2. Embrace Simplicity and Organization
When dealing with such problems, the focus is not only on communication, but informed communication. Since I am not forced to gather all of the facts at an office visit (a truly impossible task for both doctors and patients), I need to have a better way of keeping track of things. I have to have a record that immediately tells me what I need to know about the person with whom I am interacting. The best decisions are made with the clearest picture of the situation, and I need a record that gives me that picture as efficiently as possible.
This is a far cry from my former life, where I was forced to include massive amounts of E/M vomit in every note to justify billing. The facts were hidden in the medical record, not revealed by it. What was the penalty for not having all the information I needed or for the bad decisions that were the result? Patients stayed sick, came back to the office, and I got paid more.
So, I have been forced to find new ways of organizing information. When I look at a person's medical condition or a specific symptom, I want to have access to:
- All medications related to it.
- All encounters where it was addressed.
- All associated testing, procedures, surgeries, and hospitalizations.
- The opinions and contributions of other doctors on the issue.
- A clear idea of it's impact on the patient.
I want this information with as little work as possible so my communication can be as efficient and effective as possible. It's been a tough task, but I think I've found a way to do this without demanding extra work.
3. Give that record to the patient
I am not the only one who needs good information; the patient is an equal participant in these conversations, and the one with the most to gain from good decisions. The only solution I can see is to put this information where it belongs: in the hands of the patient.
If I had embraced this idea fully in my previous life, I would have been faced with a problem: the medical records sucked. The useful information that happened to be present in the record was buried in piles of coding compliance refuse, obscured by reams of superfluous data. Our records were better than most, and yet sharing them would reveal to our patients how little time was spent keeping them organized and accurate. We simply had more important things to do: things that paid the bills.
Creating a truly meaningful and useful record has not simply been something I've done for myself; my ultimate goal is to not only give them to the patient, but to invite them to help me in the never-ending task of keeping them organized and updated. My job will be to curate that information, as I better understand which parts of the information should be emphasized, and which should be available when needed.
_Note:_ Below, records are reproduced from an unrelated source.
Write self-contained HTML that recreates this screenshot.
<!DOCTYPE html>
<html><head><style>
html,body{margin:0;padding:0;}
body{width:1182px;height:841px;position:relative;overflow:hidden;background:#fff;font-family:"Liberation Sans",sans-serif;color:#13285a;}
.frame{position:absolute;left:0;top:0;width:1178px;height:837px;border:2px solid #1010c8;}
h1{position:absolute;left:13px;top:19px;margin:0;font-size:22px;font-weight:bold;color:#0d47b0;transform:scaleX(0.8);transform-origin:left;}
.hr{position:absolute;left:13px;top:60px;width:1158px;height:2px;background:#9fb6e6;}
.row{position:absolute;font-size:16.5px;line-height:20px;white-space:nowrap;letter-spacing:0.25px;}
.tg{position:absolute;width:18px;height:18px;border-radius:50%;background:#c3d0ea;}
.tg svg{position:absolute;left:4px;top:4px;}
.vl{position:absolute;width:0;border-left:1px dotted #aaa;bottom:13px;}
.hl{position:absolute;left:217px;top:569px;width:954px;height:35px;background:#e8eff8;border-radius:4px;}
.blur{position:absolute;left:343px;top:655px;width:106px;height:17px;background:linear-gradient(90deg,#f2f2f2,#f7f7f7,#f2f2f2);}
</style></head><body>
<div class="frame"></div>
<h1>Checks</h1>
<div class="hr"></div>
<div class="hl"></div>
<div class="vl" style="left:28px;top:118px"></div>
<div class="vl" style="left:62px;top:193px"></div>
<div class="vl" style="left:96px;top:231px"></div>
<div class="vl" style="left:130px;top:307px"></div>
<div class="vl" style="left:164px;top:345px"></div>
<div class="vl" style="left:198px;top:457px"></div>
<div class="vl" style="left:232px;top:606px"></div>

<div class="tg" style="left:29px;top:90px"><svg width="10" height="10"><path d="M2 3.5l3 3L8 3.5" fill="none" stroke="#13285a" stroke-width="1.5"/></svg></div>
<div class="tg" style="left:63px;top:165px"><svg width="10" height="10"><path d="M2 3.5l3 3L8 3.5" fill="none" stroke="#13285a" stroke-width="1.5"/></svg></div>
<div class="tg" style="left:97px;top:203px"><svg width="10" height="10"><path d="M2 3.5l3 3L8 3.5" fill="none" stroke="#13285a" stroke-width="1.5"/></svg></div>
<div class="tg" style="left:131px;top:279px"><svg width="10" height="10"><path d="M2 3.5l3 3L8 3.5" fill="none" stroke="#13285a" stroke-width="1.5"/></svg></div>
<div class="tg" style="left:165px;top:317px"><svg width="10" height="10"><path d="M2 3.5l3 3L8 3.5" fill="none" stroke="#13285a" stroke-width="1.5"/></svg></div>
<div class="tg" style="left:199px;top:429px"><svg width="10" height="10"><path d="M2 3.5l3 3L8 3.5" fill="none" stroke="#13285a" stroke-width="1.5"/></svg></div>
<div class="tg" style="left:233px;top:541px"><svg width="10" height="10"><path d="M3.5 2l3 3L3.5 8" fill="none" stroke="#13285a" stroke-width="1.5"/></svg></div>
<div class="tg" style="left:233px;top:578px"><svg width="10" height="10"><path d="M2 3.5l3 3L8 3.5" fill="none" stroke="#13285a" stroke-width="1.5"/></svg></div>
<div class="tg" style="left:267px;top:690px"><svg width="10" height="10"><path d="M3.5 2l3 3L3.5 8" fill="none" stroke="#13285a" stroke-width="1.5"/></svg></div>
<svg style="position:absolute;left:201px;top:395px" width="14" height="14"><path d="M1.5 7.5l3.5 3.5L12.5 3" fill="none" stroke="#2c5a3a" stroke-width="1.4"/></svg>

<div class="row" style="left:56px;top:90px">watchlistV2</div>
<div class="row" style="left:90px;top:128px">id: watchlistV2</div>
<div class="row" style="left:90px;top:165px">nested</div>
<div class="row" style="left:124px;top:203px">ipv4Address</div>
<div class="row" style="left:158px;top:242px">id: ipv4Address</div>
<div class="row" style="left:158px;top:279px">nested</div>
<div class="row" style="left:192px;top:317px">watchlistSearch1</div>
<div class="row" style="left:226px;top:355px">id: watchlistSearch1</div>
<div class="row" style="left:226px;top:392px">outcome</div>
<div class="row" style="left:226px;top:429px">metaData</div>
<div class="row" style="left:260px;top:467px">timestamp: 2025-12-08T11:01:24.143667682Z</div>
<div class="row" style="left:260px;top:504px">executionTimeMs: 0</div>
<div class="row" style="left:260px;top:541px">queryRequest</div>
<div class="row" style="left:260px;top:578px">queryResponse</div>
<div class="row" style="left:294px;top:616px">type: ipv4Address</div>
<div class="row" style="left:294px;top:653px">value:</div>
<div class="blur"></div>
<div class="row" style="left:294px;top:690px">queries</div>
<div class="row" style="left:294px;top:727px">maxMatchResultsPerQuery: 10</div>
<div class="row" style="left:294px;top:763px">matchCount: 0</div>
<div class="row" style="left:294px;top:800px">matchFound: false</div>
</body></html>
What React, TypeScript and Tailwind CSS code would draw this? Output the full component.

I've got more points to make, but will let that go to another post. The point I want to make clear is this: the radical change in my payment model has forced an equally radical change in the systems that support that model. I can't put new wine in old wineskins. The medical record of my past life was built to help with the problems inherent in that sad existence, and they served to amplify the sadness of that existence. Now living in a much happier, patient-centered world, I can build something that will increase that goodness and happiness.
Sorry Shirley and Gwyneth. I think I will stay where I am.